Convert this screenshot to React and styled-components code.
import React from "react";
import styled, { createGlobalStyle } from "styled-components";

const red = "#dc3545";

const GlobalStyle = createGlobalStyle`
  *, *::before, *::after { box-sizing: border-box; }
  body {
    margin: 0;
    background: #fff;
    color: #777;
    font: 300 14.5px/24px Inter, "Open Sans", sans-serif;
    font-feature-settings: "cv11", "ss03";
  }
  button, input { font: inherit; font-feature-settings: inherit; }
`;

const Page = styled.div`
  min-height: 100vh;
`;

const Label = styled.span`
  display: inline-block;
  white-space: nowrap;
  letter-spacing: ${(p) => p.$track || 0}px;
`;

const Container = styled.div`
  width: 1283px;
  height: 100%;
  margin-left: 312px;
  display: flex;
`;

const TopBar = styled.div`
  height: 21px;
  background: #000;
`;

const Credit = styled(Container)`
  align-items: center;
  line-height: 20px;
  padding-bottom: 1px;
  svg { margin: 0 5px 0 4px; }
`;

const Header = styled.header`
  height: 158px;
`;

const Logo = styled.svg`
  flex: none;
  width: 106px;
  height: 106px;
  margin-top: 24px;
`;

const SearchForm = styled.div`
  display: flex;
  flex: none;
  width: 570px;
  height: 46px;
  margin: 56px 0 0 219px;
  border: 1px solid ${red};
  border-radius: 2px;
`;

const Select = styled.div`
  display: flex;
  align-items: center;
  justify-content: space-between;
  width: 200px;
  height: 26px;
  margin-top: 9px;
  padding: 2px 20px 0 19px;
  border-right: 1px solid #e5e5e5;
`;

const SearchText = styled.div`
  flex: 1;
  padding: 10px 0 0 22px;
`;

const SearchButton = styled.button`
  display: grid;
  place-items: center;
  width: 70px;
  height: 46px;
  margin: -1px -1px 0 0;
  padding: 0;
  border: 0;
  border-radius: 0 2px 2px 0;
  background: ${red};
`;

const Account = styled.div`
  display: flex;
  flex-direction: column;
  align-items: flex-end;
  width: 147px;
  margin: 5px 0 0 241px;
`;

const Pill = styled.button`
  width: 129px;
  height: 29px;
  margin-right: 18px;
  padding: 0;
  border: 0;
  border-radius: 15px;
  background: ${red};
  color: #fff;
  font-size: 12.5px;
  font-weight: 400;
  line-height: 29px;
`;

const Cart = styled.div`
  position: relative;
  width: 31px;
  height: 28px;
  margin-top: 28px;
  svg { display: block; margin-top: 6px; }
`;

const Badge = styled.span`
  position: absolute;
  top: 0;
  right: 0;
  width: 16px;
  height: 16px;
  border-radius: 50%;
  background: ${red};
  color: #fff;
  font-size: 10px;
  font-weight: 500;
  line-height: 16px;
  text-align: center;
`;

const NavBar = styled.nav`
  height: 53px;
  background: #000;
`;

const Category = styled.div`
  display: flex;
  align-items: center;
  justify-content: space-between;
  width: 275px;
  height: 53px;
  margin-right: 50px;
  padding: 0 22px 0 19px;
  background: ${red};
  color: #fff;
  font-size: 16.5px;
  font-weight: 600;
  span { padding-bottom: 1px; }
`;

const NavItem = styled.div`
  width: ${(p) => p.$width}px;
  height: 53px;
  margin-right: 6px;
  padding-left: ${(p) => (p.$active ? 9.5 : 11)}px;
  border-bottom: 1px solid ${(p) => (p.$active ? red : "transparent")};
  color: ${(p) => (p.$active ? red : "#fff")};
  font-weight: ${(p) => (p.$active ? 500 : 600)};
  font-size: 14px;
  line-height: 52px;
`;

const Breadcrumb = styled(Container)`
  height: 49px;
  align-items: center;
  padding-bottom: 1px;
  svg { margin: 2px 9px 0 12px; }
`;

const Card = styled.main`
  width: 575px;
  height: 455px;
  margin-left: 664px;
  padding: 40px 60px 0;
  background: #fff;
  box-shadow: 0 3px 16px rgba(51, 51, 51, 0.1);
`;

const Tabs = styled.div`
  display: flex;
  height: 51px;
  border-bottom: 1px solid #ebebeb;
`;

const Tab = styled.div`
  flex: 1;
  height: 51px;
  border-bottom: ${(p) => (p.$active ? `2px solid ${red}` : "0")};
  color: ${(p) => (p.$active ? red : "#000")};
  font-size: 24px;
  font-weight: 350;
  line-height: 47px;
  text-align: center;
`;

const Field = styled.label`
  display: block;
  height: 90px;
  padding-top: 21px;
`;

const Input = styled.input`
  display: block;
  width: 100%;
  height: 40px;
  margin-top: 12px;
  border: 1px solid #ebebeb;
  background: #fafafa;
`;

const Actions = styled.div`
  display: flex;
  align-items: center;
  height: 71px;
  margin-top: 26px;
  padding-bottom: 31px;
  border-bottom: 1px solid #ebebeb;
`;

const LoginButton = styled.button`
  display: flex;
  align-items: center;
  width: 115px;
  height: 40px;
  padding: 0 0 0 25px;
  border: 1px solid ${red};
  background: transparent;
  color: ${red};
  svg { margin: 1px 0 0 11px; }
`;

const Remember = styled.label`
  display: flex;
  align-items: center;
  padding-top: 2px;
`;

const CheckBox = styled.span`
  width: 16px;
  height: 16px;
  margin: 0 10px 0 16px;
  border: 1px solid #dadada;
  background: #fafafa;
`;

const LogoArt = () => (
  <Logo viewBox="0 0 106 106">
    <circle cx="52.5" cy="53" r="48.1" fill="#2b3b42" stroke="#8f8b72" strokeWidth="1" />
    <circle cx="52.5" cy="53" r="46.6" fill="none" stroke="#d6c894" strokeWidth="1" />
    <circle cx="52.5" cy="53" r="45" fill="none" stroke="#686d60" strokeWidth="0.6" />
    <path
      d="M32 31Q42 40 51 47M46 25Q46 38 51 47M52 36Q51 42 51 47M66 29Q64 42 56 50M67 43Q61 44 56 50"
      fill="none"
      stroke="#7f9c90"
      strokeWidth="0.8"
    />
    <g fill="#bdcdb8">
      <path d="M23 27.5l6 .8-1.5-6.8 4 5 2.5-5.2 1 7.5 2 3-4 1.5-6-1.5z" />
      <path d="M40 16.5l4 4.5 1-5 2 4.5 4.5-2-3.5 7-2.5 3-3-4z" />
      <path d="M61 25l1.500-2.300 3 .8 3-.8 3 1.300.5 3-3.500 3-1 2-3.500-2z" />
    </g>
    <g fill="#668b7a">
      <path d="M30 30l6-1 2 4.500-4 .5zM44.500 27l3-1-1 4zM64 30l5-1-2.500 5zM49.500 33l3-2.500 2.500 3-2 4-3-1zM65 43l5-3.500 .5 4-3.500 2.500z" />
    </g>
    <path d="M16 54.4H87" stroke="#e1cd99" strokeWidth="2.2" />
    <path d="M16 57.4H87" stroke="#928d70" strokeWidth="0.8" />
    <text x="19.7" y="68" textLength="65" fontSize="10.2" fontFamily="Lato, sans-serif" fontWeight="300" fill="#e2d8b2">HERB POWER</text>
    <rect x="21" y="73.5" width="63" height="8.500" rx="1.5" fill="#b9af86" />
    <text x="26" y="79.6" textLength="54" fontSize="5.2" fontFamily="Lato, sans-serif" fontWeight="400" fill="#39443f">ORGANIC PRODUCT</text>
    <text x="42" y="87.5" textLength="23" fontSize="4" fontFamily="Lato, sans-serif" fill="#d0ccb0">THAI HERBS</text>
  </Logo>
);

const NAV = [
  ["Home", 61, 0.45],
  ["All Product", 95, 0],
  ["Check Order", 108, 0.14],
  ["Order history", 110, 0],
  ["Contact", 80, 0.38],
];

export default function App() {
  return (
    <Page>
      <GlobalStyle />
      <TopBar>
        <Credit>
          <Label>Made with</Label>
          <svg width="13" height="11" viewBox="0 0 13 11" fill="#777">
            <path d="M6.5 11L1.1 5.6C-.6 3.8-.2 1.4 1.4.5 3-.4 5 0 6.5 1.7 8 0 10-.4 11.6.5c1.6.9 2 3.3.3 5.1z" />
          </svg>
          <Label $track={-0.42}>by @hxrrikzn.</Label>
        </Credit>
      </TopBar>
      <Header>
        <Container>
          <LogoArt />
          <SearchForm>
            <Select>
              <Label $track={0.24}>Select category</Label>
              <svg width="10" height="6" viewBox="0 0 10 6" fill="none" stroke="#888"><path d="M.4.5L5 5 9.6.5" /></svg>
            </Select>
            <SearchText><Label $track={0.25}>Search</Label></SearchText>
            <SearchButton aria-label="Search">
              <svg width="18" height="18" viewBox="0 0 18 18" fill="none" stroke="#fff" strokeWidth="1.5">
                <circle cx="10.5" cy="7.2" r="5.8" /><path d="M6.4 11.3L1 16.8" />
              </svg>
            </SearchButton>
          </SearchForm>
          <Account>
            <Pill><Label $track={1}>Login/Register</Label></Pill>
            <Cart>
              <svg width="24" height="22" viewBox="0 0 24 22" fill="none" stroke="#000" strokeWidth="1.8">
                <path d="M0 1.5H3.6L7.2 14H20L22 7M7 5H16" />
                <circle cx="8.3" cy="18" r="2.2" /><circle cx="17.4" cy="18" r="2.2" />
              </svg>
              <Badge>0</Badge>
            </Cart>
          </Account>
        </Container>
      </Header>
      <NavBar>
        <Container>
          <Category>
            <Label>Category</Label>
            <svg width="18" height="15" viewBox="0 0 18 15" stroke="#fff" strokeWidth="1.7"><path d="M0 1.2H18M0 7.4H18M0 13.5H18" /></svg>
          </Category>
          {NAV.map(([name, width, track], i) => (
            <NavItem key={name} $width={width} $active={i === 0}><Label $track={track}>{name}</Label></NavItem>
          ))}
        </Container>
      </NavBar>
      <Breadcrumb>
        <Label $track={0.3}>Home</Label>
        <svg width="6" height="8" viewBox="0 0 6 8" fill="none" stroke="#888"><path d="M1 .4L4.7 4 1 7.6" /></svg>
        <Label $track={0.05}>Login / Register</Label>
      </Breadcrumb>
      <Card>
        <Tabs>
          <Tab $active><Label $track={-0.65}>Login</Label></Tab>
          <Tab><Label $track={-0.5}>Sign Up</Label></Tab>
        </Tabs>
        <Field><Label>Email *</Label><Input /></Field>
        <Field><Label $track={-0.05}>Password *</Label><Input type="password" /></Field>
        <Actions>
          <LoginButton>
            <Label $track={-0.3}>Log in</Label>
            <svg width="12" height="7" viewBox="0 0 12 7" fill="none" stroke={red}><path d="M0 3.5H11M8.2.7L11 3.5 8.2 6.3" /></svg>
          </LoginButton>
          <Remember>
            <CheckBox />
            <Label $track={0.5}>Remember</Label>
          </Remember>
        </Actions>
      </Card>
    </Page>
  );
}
########################################
**Request:** Copy down every line of the material above that includes the string "React".

**Answer to the exercise:**
Convert this screenshot to React and styled-components code.
import React from "react";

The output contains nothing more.